0 N his feast-day the Holy Father, for the first time, spoke personally about the great diplomatic efforts which he is making to save the peace of Europe. The Pope's words are reproduced in this issue, together with a full account of their import as it is understood to be by our Roman correspondent. At the same time we have heard from Australia of the magnificent way in which Catholic Action in Melbourne has responded to the efforts that have been made in these columns to mobilise the efforts of Catholics throughout the world in the cause of the only peace worth having, the peace which, in the Pope's words, flows from the securing of justice between the nations.
Our original purpose to plead for the holding of an international conference entered into without commitments and with the sole purpose of seeking the good of the ordinary peoples of every country has now been dropped.

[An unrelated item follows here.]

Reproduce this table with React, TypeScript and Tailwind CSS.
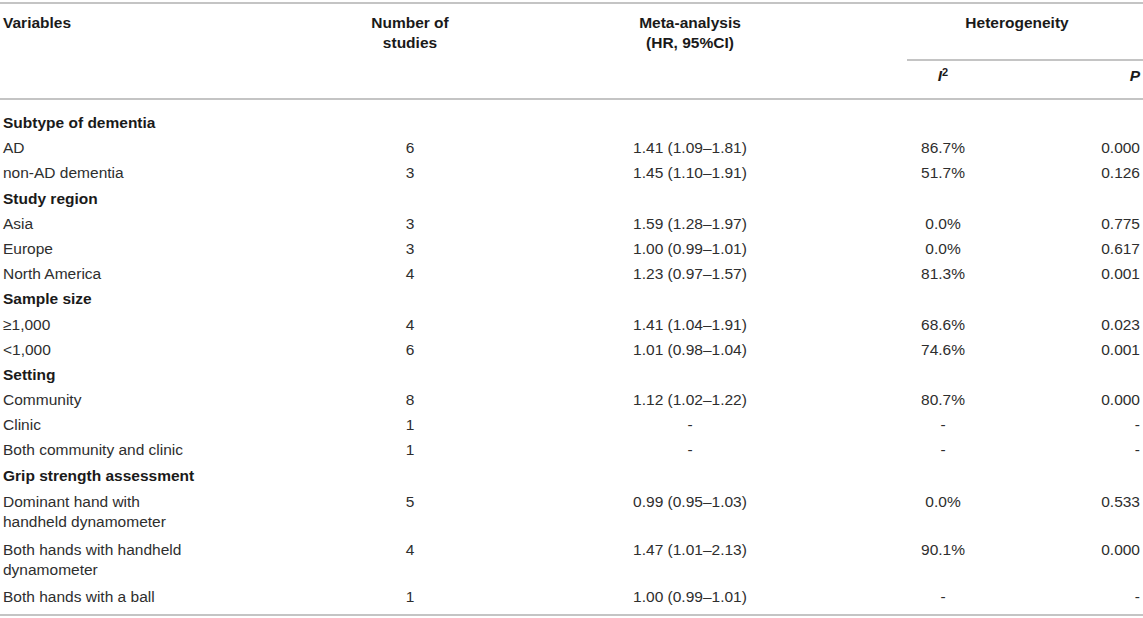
import React from 'react';

type Row = {
  label: React.ReactNode;
  n?: string;
  hr?: string;
  i2?: string;
  p?: string;
  group?: boolean;
  tall?: boolean;
};

const rows: Row[] = [
  { label: 'Subtype of dementia', group: true },
  { label: 'AD', n: '6', hr: '1.41 (1.09–1.81)', i2: '86.7%', p: '0.000' },
  { label: 'non-AD dementia', n: '3', hr: '1.45 (1.10–1.91)', i2: '51.7%', p: '0.126' },
  { label: 'Study region', group: true },
  { label: 'Asia', n: '3', hr: '1.59 (1.28–1.97)', i2: '0.0%', p: '0.775' },
  { label: 'Europe', n: '3', hr: '1.00 (0.99–1.01)', i2: '0.0%', p: '0.617' },
  { label: 'North America', n: '4', hr: '1.23 (0.97–1.57)', i2: '81.3%', p: '0.001' },
  { label: 'Sample size', group: true },
  { label: '≥1,000', n: '4', hr: '1.41 (1.04–1.91)', i2: '68.6%', p: '0.023' },
  { label: '<1,000', n: '6', hr: '1.01 (0.98–1.04)', i2: '74.6%', p: '0.001' },
  { label: 'Setting', group: true },
  { label: 'Community', n: '8', hr: '1.12 (1.02–1.22)', i2: '80.7%', p: '0.000' },
  { label: 'Clinic', n: '1', hr: '-', i2: '-', p: '-' },
  { label: 'Both community and clinic', n: '1', hr: '-', i2: '-', p: '-' },
  { label: 'Grip strength assessment', group: true },
  {
    label: (
      <>
        Dominant hand with
        <br />
        handheld dynamometer
      </>
    ),
    n: '5',
    hr: '0.99 (0.95–1.03)',
    i2: '0.0%',
    p: '0.533',
    tall: true,
  },
  {
    label: (
      <>
        Both hands with handheld
        <br />
        dynamometer
      </>
    ),
    n: '4',
    hr: '1.47 (1.01–2.13)',
    i2: '90.1%',
    p: '0.000',
    tall: true,
  },
  { label: 'Both hands with a ball', n: '1', hr: '1.00 (0.99–1.01)', i2: '-', p: '-' },
];

export default function App() {
  return (
    <div className="bg-white w-[1143px] h-[618px] pt-[2px] font-['Liberation_Sans',Arial,sans-serif] text-[15.5px] leading-[20px] text-[#2e2e2e]">
      <table className="w-[1143px] table-fixed border-collapse border-t-2 border-b-2 border-[#c4c4c4]">
        <colgroup>
          <col className="w-[300px]" />
          <col className="w-[220px]" />
          <col className="w-[340px]" />
          <col className="w-[166px]" />
          <col className="w-[117px]" />
        </colgroup>
        <thead className="text-[#1a1a1a] font-bold">
          <tr>
            <th rowSpan={2} className="align-top text-left pl-[3px] pt-[9px] font-bold border-b-2 border-[#c4c4c4]">
              Variables
            </th>
            <th rowSpan={2} className="align-top text-center pt-[9px] font-bold border-b-2 border-[#c4c4c4]">
              Number of
              <br />
              studies
            </th>
            <th rowSpan={2} className="align-top text-center pt-[9px] font-bold border-b-2 border-[#c4c4c4]">
              Meta-analysis
              <br />
              (HR, 95%CI)
            </th>
            <th colSpan={2} className="p-0 pl-[47px] align-top font-bold">
              <div className="h-[57px] pt-[9px] pr-[16px] text-center border-b-2 border-[#c4c4c4]">Heterogeneity</div>
            </th>
          </tr>
          <tr>
            <th className="text-center pt-[5px] pb-[12px] font-bold border-b-2 border-[#c4c4c4]">
              <i>I</i>
              <sup className="text-[11px] not-italic">2</sup>
            </th>
            <th className="text-right pr-[3px] pt-[5px] pb-[12px] font-bold border-b-2 border-[#c4c4c4]">
              <i>P</i>
            </th>
          </tr>
        </thead>
        <tbody>
          {rows.map((r, i) => {
            const first = i === 0;
            const last = i === rows.length - 1;
            const pad = first
              ? 'pt-[13px] pb-[2.6px]'
              : last
                ? 'pt-[2.6px] pb-[7px]'
                : r.tall
                  ? 'py-[4px]'
                  : 'py-[2.6px]';
            if (r.group) {
              return (
                <tr key={i}>
                  <td colSpan={5} className={`${pad} pl-[3px] font-bold text-[#1a1a1a]`}>
                    {r.label}
                  </td>
                </tr>
              );
            }
            return (
              <tr key={i} className="align-top">
                <td className={`${pad} pl-[3px]`}>{r.label}</td>
                <td className={`${pad} text-center`}>{r.n}</td>
                <td className={`${pad} text-center`}>{r.hr}</td>
                <td className={`${pad} text-center`}>{r.i2}</td>
                <td className={`${pad} text-right pr-[3px]`}>{r.p}</td>
              </tr>
            );
          })}
        </tbody>
      </table>
    </div>
  );
}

But this has solely been done because of the subsequent announcement that the Holy Father himself was personally engaged upon the task of making smooth the path that might bring the contending parties together again.
The Pope might not have chosen to take such momentous steps, but Pius XII, it is amply clear, is a Pontiff who will never allow any sort of danger or breach of precedent to prevent him from doing everything within his power to save us all from the calamity of war or the scarcely less serious calamity of prolonged and ruinous tension. Given this Papal lead, it is clearly the duty of every Catholic to work with all his might to second the efforts of the Holy Father rather than seek his own way. Hence our peace effort (which has not been without notable response) falls into line behind the clear call of the Pope. It becomes none the less urgent because of this. On the contrary, whereas before we might have been working towards an insufficiently clear end, we can all now be certain that the path is right and the end attainable.
And there is plenty to do about it. We have only to contrast the present atmosphere of the negotiations for a triple alliance which is to include Soviet Russia with the tone of the Holy Father's speech and the comments on it which our Roman correspondent reports. The difference between them measures the work which lies before us. Somehow we have got to get our countrymen to see Europe as the Holy Father sees it, not merely because of the Pope's spiritual leadership over the faithful, but because all common sense goes to show that the Pope in his central and impartial position is infinitely more likely to know the truth and the way towards real peace. That was so amply proved by Benedict XV in the last war.
There have been reports of sections of the Catholic Press becoming ton pro-German. The answer to any such charge (which is dealt with in the adjoining article) is to be found in a study of the Pope's words and efforts. It will be found that there is little difference between what we have said and proposed and what the Holy Father is expressing. And this becomes all the clearer when we compare the outlook of the Vatican with the outlook of Downing Street and still more of the Opposition and restive Conservatives.
M. Molotov's speech last. week left little doubt about Russia's intentions. They are to serve her own ends at whatever cost to possible friend or foe. Gone are the days when M. Litvinov played the sweet air of the League and Collective Security to mesmerise the Left. Russia to-day declares herself to he what she has always been: an Eastern Power uninterested in Europe except for the pickings. The Left, which hoped to woo her, has been as much deceived as the Right, which feared her.
If we accept her terms we shall openly trample on every pledge and principle we have ever made—if we refuse them we shall be left high and dry with perilous commitments which we never dared to make when we were relatively three times as strong. The truth is that we have fallen victim again to our historical mania for saving the righteous peace of the Continent by a coalition of semimercenary Powers. That policy has made Britain the leader in twelve great Continental wars in 235 years! We who were persistent prophets of peace when the Government followed the policy of appeasement (which the Vatican is still following) are to-day prophets of another war, the thirteenth great Continental coalition war. The righteousness of British Whiggery and Liberalism is once again leading us to a conflict that has no serious purpose. And in this case victory is far from assured.
Between this ghastly end and our present actions there lie only the efforts of a few discerning leaders, and, we hope, the generality of Catholic opinion. Luckily, all the information at our disposal goes to show that the Government itself is well aware of the danger. But it needs evidence of public support if it is to hold firm against the pressure of the forces that once again wish to destroy Europe for the sake of the Pax Brittanica, the Pax that has kept Europe at war for two centuries.
Over against this suicidal policy stands the Holy Father working to ensure an international justice that falls within the framework of the Fax Christi.
Religion and true patriotism can indicate but one course for us.